(Data records)
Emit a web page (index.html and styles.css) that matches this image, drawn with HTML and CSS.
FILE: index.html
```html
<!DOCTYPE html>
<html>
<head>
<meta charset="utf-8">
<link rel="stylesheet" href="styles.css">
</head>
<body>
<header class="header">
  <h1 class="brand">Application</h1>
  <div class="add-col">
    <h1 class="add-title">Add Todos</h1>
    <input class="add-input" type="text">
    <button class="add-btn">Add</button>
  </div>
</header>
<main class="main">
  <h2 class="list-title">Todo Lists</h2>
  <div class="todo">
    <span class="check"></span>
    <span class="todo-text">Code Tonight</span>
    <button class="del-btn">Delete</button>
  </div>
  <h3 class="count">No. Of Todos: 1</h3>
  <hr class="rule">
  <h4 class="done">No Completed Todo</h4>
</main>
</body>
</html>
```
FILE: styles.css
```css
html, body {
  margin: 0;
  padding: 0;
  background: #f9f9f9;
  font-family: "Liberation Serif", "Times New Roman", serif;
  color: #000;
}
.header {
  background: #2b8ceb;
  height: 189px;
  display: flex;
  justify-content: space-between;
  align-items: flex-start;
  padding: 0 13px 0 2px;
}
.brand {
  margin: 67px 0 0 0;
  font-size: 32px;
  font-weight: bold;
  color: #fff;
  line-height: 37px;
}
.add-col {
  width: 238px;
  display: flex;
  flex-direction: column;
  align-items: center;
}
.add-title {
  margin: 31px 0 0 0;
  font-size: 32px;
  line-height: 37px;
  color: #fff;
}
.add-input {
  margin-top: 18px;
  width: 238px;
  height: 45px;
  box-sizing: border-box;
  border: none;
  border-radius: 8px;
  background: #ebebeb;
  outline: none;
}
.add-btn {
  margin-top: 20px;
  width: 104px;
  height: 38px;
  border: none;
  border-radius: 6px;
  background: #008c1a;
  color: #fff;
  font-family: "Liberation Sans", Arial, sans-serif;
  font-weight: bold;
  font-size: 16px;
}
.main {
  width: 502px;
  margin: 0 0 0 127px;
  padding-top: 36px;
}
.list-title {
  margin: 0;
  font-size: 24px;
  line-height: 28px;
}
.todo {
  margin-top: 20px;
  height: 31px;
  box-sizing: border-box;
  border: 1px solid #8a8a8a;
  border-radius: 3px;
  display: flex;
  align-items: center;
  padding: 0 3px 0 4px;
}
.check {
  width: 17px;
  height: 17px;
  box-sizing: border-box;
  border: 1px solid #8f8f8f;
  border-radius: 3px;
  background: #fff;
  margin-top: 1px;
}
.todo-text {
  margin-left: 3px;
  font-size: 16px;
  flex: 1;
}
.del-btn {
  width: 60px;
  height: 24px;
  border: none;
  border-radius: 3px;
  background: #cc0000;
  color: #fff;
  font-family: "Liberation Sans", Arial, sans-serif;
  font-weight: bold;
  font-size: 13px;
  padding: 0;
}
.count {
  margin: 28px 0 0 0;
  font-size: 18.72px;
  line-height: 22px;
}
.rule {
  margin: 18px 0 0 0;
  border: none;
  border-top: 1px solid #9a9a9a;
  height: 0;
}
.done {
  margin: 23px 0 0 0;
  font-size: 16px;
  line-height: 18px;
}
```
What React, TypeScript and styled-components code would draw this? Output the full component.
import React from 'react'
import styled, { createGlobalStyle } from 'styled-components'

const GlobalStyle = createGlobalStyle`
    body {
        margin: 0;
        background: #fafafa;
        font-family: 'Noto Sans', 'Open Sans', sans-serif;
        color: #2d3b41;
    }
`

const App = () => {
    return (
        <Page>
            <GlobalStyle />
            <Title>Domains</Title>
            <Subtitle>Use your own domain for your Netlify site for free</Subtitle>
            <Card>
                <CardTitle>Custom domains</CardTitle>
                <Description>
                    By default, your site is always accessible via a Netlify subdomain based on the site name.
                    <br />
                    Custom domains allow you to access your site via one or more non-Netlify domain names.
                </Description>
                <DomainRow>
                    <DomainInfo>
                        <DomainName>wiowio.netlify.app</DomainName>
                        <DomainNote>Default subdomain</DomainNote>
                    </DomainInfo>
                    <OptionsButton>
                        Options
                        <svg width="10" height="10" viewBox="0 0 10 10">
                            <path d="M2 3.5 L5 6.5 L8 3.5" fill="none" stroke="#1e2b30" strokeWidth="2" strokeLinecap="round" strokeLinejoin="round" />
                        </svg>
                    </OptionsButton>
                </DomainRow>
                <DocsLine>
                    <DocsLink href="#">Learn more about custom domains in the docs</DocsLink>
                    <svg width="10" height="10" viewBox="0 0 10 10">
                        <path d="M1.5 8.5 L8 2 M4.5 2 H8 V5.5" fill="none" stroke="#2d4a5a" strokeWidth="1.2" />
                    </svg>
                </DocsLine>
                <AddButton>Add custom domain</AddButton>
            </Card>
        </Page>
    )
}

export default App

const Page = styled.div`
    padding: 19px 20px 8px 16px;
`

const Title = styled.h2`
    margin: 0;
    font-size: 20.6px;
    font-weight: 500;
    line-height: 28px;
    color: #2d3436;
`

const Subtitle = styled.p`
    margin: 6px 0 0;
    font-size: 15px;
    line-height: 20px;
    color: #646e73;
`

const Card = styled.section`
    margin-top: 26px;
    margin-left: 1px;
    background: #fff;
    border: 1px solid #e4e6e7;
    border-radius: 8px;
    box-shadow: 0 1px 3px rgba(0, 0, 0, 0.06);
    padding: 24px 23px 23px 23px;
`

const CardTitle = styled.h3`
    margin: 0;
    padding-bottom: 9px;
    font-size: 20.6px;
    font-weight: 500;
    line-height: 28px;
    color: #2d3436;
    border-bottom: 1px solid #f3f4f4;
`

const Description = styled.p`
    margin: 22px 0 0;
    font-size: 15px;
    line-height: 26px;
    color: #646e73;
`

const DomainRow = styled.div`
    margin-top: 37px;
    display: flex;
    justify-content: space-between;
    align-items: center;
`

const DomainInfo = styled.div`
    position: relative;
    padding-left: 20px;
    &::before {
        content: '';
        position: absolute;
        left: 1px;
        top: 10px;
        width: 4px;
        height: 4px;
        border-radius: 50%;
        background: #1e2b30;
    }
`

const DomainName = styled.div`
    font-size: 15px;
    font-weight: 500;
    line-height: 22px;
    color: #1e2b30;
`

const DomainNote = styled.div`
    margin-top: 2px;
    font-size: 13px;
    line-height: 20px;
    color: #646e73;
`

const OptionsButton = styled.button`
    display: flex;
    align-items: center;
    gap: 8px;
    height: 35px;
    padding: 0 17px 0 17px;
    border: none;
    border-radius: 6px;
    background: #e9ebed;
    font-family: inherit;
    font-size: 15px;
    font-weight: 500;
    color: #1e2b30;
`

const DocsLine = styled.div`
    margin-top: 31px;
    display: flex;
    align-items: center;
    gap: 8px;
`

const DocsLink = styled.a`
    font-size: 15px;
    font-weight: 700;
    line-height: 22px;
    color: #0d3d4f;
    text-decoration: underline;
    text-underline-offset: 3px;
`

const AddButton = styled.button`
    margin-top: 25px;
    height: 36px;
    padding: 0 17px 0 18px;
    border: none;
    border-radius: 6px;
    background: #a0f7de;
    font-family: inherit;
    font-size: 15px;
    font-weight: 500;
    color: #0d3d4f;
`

■ Work to do ■
Set down the material above again, word for word.

■ Task output ■
Emit a web page (index.html and styles.css) that matches this image, drawn with HTML and CSS.
FILE: index.html
```html
<!DOCTYPE html>
<html>
<head>
<meta charset="utf-8">
<link rel="stylesheet" href="styles.css">
</head>
<body>
<header class="header">
  <h1 class="brand">Application</h1>
  <div class="add-col">
    <h1 class="add-title">Add Todos</h1>
    <input class="add-input" type="text">
    <button class="add-btn">Add</button>
  </div>
</header>
<main class="main">
  <h2 class="list-title">Todo Lists</h2>
  <div class="todo">
    <span class="check"></span>
    <span class="todo-text">Code Tonight</span>
    <button class="del-btn">Delete</button>
  </div>
  <h3 class="count">No. Of Todos: 1</h3>
  <hr class="rule">
  <h4 class="done">No Completed Todo</h4>
</main>
</body>
</html>
```
FILE: styles.css
```css
html, body {
  margin: 0;
  padding: 0;
  background: #f9f9f9;
  font-family: "Liberation Serif", "Times New Roman", serif;
  color: #000;
}
.header {
  background: #2b8ceb;
  height: 189px;
  display: flex;
  justify-content: space-between;
  align-items: flex-start;
  padding: 0 13px 0 2px;
}
.brand {
  margin: 67px 0 0 0;
  font-size: 32px;
  font-weight: bold;
  color: #fff;
  line-height: 37px;
}
.add-col {
  width: 238px;
  display: flex;
  flex-direction: column;
  align-items: center;
}
.add-title {
  margin: 31px 0 0 0;
  font-size: 32px;
  line-height: 37px;
  color: #fff;
}
.add-input {
  margin-top: 18px;
  width: 238px;
  height: 45px;
  box-sizing: border-box;
  border: none;
  border-radius: 8px;
  background: #ebebeb;
  outline: none;
}
.add-btn {
  margin-top: 20px;
  width: 104px;
  height: 38px;
  border: none;
  border-radius: 6px;
  background: #008c1a;
  color: #fff;
  font-family: "Liberation Sans", Arial, sans-serif;
  font-weight: bold;
  font-size: 16px;
}
.main {
  width: 502px;
  margin: 0 0 0 127px;
  padding-top: 36px;
}
.list-title {
  margin: 0;
  font-size: 24px;
  line-height: 28px;
}
.todo {
  margin-top: 20px;
  height: 31px;
  box-sizing: border-box;
  border: 1px solid #8a8a8a;
  border-radius: 3px;
  display: flex;
  align-items: center;
  padding: 0 3px 0 4px;
}
.check {
  width: 17px;
  height: 17px;
  box-sizing: border-box;
  border: 1px solid #8f8f8f;
  border-radius: 3px;
  background: #fff;
  margin-top: 1px;
}
.todo-text {
  margin-left: 3px;
  font-size: 16px;
  flex: 1;
}
.del-btn {
  width: 60px;
  height: 24px;
  border: none;
  border-radius: 3px;
  background: #cc0000;
  color: #fff;
  font-family: "Liberation Sans", Arial, sans-serif;
  font-weight: bold;
  font-size: 13px;
  padding: 0;
}
.count {
  margin: 28px 0 0 0;
  font-size: 18.72px;
  line-height: 22px;
}
.rule {
  margin: 18px 0 0 0;
  border: none;
  border-top: 1px solid #9a9a9a;
  height: 0;
}
.done {
  margin: 23px 0 0 0;
  font-size: 16px;
  line-height: 18px;
}
```
What React, TypeScript and styled-components code would draw this? Output the full component.
import React from 'react'
import styled, { createGlobalStyle } from 'styled-components'

const GlobalStyle = createGlobalStyle`
    body {
        margin: 0;
        background: #fafafa;
        font-family: 'Noto Sans', 'Open Sans', sans-serif;
        color: #2d3b41;
    }
`

const App = () => {
    return (
        <Page>
            <GlobalStyle />
            <Title>Domains</Title>
            <Subtitle>Use your own domain for your Netlify site for free</Subtitle>
            <Card>
                <CardTitle>Custom domains</CardTitle>
                <Description>
                    By default, your site is always accessible via a Netlify subdomain based on the site name.
                    <br />
                    Custom domains allow you to access your site via one or more non-Netlify domain names.
                </Description>
                <DomainRow>
                    <DomainInfo>
                        <DomainName>wiowio.netlify.app</DomainName>
                        <DomainNote>Default subdomain</DomainNote>
                    </DomainInfo>
                    <OptionsButton>
                        Options
                        <svg width="10" height="10" viewBox="0 0 10 10">
                            <path d="M2 3.5 L5 6.5 L8 3.5" fill="none" stroke="#1e2b30" strokeWidth="2" strokeLinecap="round" strokeLinejoin="round" />
                        </svg>
                    </OptionsButton>
                </DomainRow>
                <DocsLine>
                    <DocsLink href="#">Learn more about custom domains in the docs</DocsLink>
                    <svg width="10" height="10" viewBox="0 0 10 10">
                        <path d="M1.5 8.5 L8 2 M4.5 2 H8 V5.5" fill="none" stroke="#2d4a5a" strokeWidth="1.2" />
                    </svg>
                </DocsLine>
                <AddButton>Add custom domain</AddButton>
            </Card>
        </Page>
    )
}

export default App

const Page = styled.div`
    padding: 19px 20px 8px 16px;
`

const Title = styled.h2`
    margin: 0;
    font-size: 20.6px;
    font-weight: 500;
    line-height: 28px;
    color: #2d3436;
`

const Subtitle = styled.p`
    margin: 6px 0 0;
    font-size: 15px;
    line-height: 20px;
    color: #646e73;
`

const Card = styled.section`
    margin-top: 26px;
    margin-left: 1px;
    background: #fff;
    border: 1px solid #e4e6e7;
    border-radius: 8px;
    box-shadow: 0 1px 3px rgba(0, 0, 0, 0.06);
    padding: 24px 23px 23px 23px;
`

const CardTitle = styled.h3`
    margin: 0;
    padding-bottom: 9px;
    font-size: 20.6px;
    font-weight: 500;
    line-height: 28px;
    color: #2d3436;
    border-bottom: 1px solid #f3f4f4;
`

const Description = styled.p`
    margin: 22px 0 0;
    font-size: 15px;
    line-height: 26px;
    color: #646e73;
`

const DomainRow = styled.div`
    margin-top: 37px;
    display: flex;
    justify-content: space-between;
    align-items: center;
`

const DomainInfo = styled.div`
    position: relative;
    padding-left: 20px;
    &::before {
        content: '';
        position: absolute;
        left: 1px;
        top: 10px;
        width: 4px;
        height: 4px;
        border-radius: 50%;
        background: #1e2b30;
    }
`

const DomainName = styled.div`
    font-size: 15px;
    font-weight: 500;
    line-height: 22px;
    color: #1e2b30;
`

const DomainNote = styled.div`
    margin-top: 2px;
    font-size: 13px;
    line-height: 20px;
    color: #646e73;
`

const OptionsButton = styled.button`
    display: flex;
    align-items: center;
    gap: 8px;
    height: 35px;
    padding: 0 17px 0 17px;
    border: none;
    border-radius: 6px;
    background: #e9ebed;
    font-family: inherit;
    font-size: 15px;
    font-weight: 500;
    color: #1e2b30;
`

const DocsLine = styled.div`
    margin-top: 31px;
    display: flex;
    align-items: center;
    gap: 8px;
`

const DocsLink = styled.a`
    font-size: 15px;
    font-weight: 700;
    line-height: 22px;
    color: #0d3d4f;
    text-decoration: underline;
    text-underline-offset: 3px;
`

const AddButton = styled.button`
    margin-top: 25px;
    height: 36px;
    padding: 0 17px 0 18px;
    border: none;
    border-radius: 6px;
    background: #a0f7de;
    font-family: inherit;
    font-size: 15px;
    font-weight: 500;
    color: #0d3d4f;
`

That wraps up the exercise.